One of the recurrent themes of Peter Weir’s work is the meeting between different cultures – the intrusion of the Aboriginal and the primitive past into the present in The Picnic at Hanging Rock and The Last Wave; the meeting between city cop and Amish in Witness; Harrison Ford trying to survive in the Amazonian jungle in The Mosquito Coast (1986) – or stories of characters coming to a sudden conceptual awakening about the world around – the schoolboys being transformed by the inspirational figure of Robin Williams’s teacher in Dead Poet’s Society; Jeff Bridges’ life awakening after surviving a plane crash in Fearless (1993); or Jim Carrey’s growing realisation that his entire life has been staged as a reality tv series in The Truman Show. In many of Weir’s early Australian films, there is the haunting sense of the primitive past hanging over the modern world as something that is completely alien – in the opening scene here, Judy Morris narrates a story about a frenzied New Guinean tribesman entering her tent when she was in Bougainvillea and she having to remain perfectly still, which in turn becomes an echo of the meeting of the alien (urban) cultures that plays throughout the rest of The Plumber.

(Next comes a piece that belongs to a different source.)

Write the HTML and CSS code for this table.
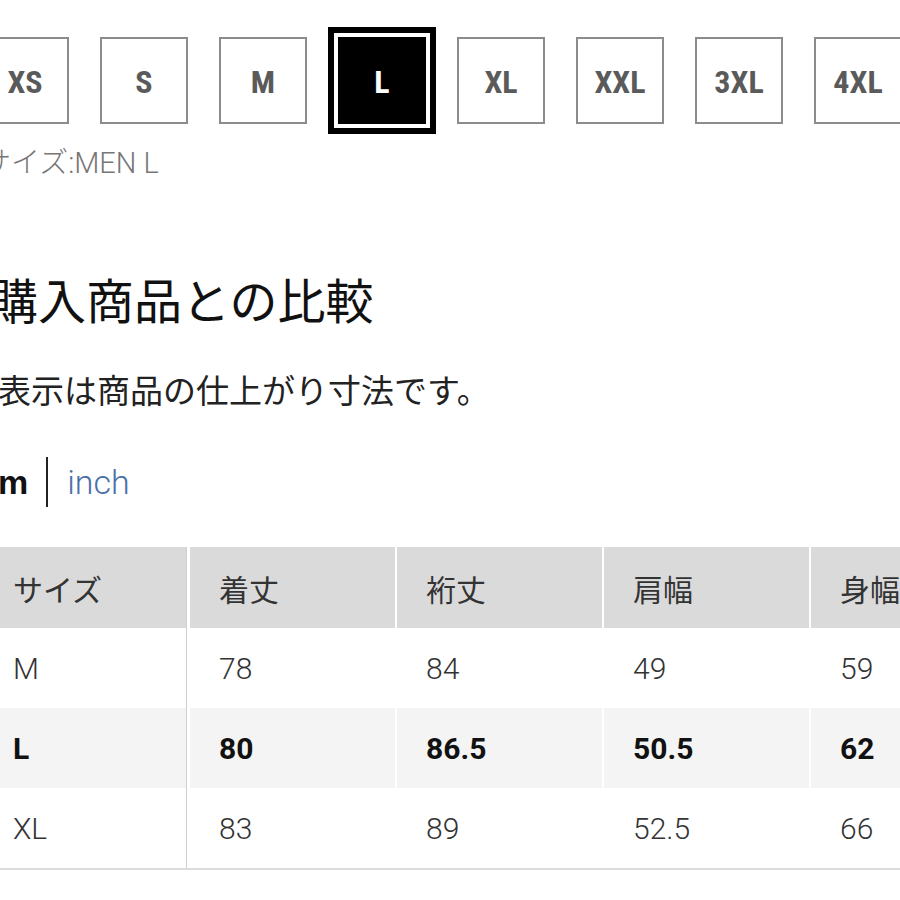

The Plumber was apparently based on a real-life incident that happened to friends of Weir’s living in London. In many regards, The Plumber is a film about social boundaries. About how people can be too polite to say no and then before they know it, someone who does not recognise the same boundaries they do has trodden over the limits of politeness into the intrusive. In some places, The Plumber was reviewed as a horror film but more than anything it feels like the surreal escalations of one of Eugene Ionescu’s absurdist plays. Certainly, the character of Ivor Kants’ plumber is not unakin to the locals in Straw Dogs (1971) or David Hess and cohorts in Wes Craven’s The Last House on the Left (1972) where in both cases a group of uncouth people invade and turn upside the home and safety of a middle-class family. However, Weir’s interest lies in showing the conflict between Judy Morris and Ivor Kants as one of two entirely different cultures. Contrast is made between the two opposing worlds – Judy Morris and her husband Robert Coleby and their polite and refined but stultifyingly dull world of academia; against Ivor Kants who is portrayed as easygoing, blokeish and with a sexually attractive charisma. She instinctively corrects his pronunciation and then apologises for doing so, while he is derisive of her academic upbringing and the posh college she went to. There is even contrast made between Ivor Kants’ populist folk and pop music and Judy Morris listening to the dull narration of her academic recordings.

The Plumber is also very much a film about how the two classes perceive one another – with Judy Morris worrying about Kants’ criminal past and her automatic reaction being to hide the expensive watch her husband gave her. You are not entirely sure if her suspicions are warranted as friends and even her own husband see her as neurotic and possibly imagining of all the intrusion. On the other hand, Weir doesn’t exactly portray Ivor Kants as undeserving of Judy Morris’s suspicions – he is seen as a sinister threat, deliberately waiting for the husband in the car park, admitting to having watched Morris at her party, and at one point forcing his way in through the roof after she ignores his knock at the door. The film sits in a deliberate place of ambiguity, pitting the two against one another across the class divide, but with Weir not making the line between either black or white. The resolution that the film comes to, while perhaps not fully satisfactory for this Ionescu-type story, involves Judy Morris stepping over social boundaries (and buying into her own suspicions) to plant evidence that then has Kants arrested.